In September, the Public Art Commission recommended “Public Art COS,” the city’s first public art master plan, to the City Council for adoption. The goal to put public art around the city — not just downtown. Council is expected to vote on the plan this month.
The plan suggests building consensus by including developers and others interested in the projects: neighborhood organizations, city council, city planning, master-planned communities — and any neighborhood without public art installations.
While the city works on a cultural arts master plan, local community groups in Southeast Colorado Springs aren’t waiting for an official project.
Last month, community organizations gathered in John Adams Park to unveil the latest public art piece in Southeast Colorado Springs: a mural dedicated to the memory of Sam Dunlap Jr., who was an athlete, coach and mentor in Southeast Colorado Springs.
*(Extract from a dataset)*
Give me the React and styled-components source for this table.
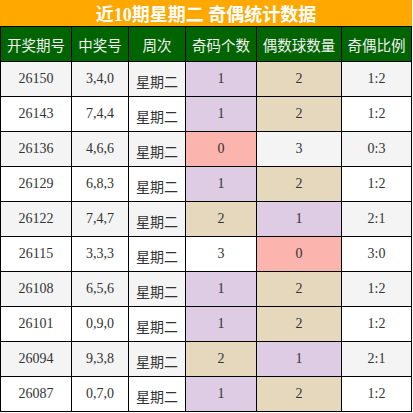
import React from 'react'
import styled, { createGlobalStyle } from 'styled-components'

const rows = [
  ['26150', '3,4,0', 1, 2],
  ['26143', '7,4,4', 1, 2],
  ['26136', '4,6,6', 0, 3],
  ['26129', '6,8,3', 1, 2],
  ['26122', '7,4,7', 2, 1],
  ['26115', '3,3,3', 3, 0],
  ['26108', '6,5,6', 1, 2],
  ['26101', '0,9,0', 1, 2],
  ['26094', '9,3,8', 2, 1],
  ['26087', '0,7,0', 1, 2],
]

const heads = ['开奖期号', '中奖号', '周次', '奇码个数', '偶数球数量', '奇偶比例']

const countColors = { 0: '#fbb4ae', 1: '#decbe4', 2: '#e5d8bd' }

export default function App() {
  return (
    <>
      <GlobalStyle />
      <Board>
        <Title>近10期星期二 奇偶统计数据</Title>
        <Grid>
          {heads.map((h) => (
            <HeadCell key={h}>{h}</HeadCell>
          ))}
          {rows.map(([issue, nums, odd, even], i) => {
            const striped = i % 2 === 0
            return (
              <React.Fragment key={issue}>
                <Cell $striped={striped}>{issue}</Cell>
                <Cell $striped={striped}>{nums}</Cell>
                <Cell $striped={striped} $cjk>星期二</Cell>
                <Cell $striped={striped} $fill={countColors[odd]}>{odd}</Cell>
                <Cell $striped={striped} $fill={countColors[even]}>{even}</Cell>
                <Cell $striped={striped}>{odd}:{even}</Cell>
              </React.Fragment>
            )
          })}
        </Grid>
      </Board>
    </>
  )
}

const GlobalStyle = createGlobalStyle`
  body {
    margin: 0;
    background: #fff;
    font-family: 'Liberation Serif', 'Noto Sans CJK SC', serif;
  }
`

const Board = styled.div`
  width: 412px;
`

const Title = styled.div`
  display: flex;
  align-items: center;
  justify-content: center;
  height: 26px;
  background: #ffa800;
  color: #fff;
  font-family: 'Liberation Serif', 'Noto Sans CJK SC', serif;
  font-weight: bold;
  font-size: 18px;
`

const Grid = styled.div`
  display: grid;
  grid-template-columns: 70px 56px 56px 70px 84px 69px;
  grid-auto-rows: 34px;
  gap: 1px;
  padding: 1px;
  background: #000;
`

const HeadCell = styled.div`
  display: flex;
  align-items: center;
  justify-content: center;
  background: #006400;
  color: #f2f2f2;
  font-family: 'Noto Sans CJK SC', sans-serif;
  font-size: 14.5px;
`

const Cell = styled.div`
  display: flex;
  align-items: center;
  justify-content: center;
  background: ${(p) => p.$fill || (p.$striped ? '#f4f4f4' : '#fff')};
  color: #333;
  font-family: ${(p) =>
    p.$cjk ? "'Noto Sans CJK SC', sans-serif" : "'Liberation Serif', serif"};
  font-size: 14px;
  padding-top: ${(p) => (p.$cjk ? '3px' : '0')};
`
The group also painted a tribute to other local community leaders — state Rep. Tony Exum has his likeness on the mural.
Yolanda Avila, the District 4 city council representative, was present for the unveiling.
“He looks like us,” she said, “and we don’t have that in a lot of the city. There are murals that are going up in parts of the city, and except for maybe Conejos Street, which represents a really strong Black and brown community, this is a first for this community. Our community needs to know that there are people who are trailblazers and people that have shown the way, and have worked on making this area vibrant.”
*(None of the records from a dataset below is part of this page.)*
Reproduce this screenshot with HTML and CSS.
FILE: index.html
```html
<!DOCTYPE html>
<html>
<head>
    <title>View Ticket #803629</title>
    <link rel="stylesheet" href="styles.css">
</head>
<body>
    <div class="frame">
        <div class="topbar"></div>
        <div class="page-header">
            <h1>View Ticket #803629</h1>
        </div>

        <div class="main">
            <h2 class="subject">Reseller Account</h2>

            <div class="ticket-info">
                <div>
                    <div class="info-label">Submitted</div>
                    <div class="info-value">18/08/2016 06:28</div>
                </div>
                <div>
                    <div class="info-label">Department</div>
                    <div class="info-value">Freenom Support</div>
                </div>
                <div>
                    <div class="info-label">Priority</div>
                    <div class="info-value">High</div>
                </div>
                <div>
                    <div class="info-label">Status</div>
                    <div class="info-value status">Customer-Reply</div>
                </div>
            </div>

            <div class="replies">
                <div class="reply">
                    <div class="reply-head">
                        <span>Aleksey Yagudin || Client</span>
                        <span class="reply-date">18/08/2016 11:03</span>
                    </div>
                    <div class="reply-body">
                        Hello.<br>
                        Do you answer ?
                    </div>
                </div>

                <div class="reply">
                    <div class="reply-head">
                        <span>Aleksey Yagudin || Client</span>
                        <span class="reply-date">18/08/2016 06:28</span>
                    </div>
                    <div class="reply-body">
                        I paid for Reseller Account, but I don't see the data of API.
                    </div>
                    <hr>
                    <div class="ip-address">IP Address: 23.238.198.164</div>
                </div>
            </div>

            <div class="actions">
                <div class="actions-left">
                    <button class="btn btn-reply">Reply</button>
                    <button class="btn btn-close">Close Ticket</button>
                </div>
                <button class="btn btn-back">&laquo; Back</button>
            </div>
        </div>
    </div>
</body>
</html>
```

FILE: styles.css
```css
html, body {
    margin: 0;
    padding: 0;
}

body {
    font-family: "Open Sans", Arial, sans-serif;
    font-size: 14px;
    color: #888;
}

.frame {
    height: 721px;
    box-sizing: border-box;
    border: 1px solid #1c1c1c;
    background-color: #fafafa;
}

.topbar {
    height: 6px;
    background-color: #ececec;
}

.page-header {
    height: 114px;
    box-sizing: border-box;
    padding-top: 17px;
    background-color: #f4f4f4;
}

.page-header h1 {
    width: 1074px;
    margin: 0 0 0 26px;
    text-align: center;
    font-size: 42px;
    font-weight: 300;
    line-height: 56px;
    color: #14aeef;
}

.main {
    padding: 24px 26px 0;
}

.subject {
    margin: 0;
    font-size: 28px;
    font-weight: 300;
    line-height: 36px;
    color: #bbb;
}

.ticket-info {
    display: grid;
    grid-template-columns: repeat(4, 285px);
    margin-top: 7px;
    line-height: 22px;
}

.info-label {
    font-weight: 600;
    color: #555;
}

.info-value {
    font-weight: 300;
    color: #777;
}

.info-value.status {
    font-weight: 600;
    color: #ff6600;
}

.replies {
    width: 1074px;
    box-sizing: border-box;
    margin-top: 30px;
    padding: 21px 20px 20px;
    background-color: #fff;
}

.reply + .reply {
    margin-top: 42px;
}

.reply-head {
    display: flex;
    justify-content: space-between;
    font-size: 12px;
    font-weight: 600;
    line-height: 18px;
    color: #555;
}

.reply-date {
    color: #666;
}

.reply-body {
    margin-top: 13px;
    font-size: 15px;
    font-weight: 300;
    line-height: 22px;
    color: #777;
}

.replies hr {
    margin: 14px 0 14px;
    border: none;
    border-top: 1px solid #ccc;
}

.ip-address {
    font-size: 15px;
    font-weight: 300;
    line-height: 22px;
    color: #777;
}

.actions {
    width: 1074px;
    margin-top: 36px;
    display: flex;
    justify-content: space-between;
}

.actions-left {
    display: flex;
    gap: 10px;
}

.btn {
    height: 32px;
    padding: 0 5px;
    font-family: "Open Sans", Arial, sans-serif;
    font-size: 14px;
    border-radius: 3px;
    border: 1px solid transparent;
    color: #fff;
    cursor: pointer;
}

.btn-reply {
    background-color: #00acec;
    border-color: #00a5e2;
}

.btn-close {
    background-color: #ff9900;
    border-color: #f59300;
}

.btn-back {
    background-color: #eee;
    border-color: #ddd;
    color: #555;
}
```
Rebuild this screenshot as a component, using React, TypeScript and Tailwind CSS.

Avila is working to bring additional art to Southeast Colorado Springs.
“Mauricio Ramirez, who did the Conejos Street mural, let me know that he had a lot of paint, so if I had a building and a wall for him, he would put it up,” she said. “I’m working with Matt Craddock at Mission Trace to see if we can get a mural right there, representing the community around the Mission Trace Shopping Center. It would be just a gift.”
The mural at John Adams Park was painted by Paes 164, president of the Knobhill Urban Arts District. The work done by the Knobhill district is considered “street art,” or art inspired by urban graffiti.
“Street art does stem from graffiti,” Paes said, “it’s all coming from the spray-paint can. Graffiti was a steppingstone for a lot of these young artists that evolved into these amazing street-artists.”
Paes recently held an art show for First Friday at a vacant building on South Tejon Street.
“It was last-minute put together,” said Paes. “We got the invite from COPPeR to
join in on the Arts Month situation. That kind of fell in line with a local property owner who was like, ‘If you guys want to do something with this building, I can’t rent it, come and bomb it up.’”
Paes and fellow artists decorated the walls of the buildings with colorful murals, which in turn helped make those spaces more marketable.
“Because of the murals this guy who couldn’t rent these buildings has now rented both sides,” Paes said. “A gym is coming in and a dance studio, and they’re going to keep the murals.”
It’s all part of the plan, Swinford said.
“That’s the goal with all of our public art programs,” she said, “getting people to interact with their surroundings a little bit more.”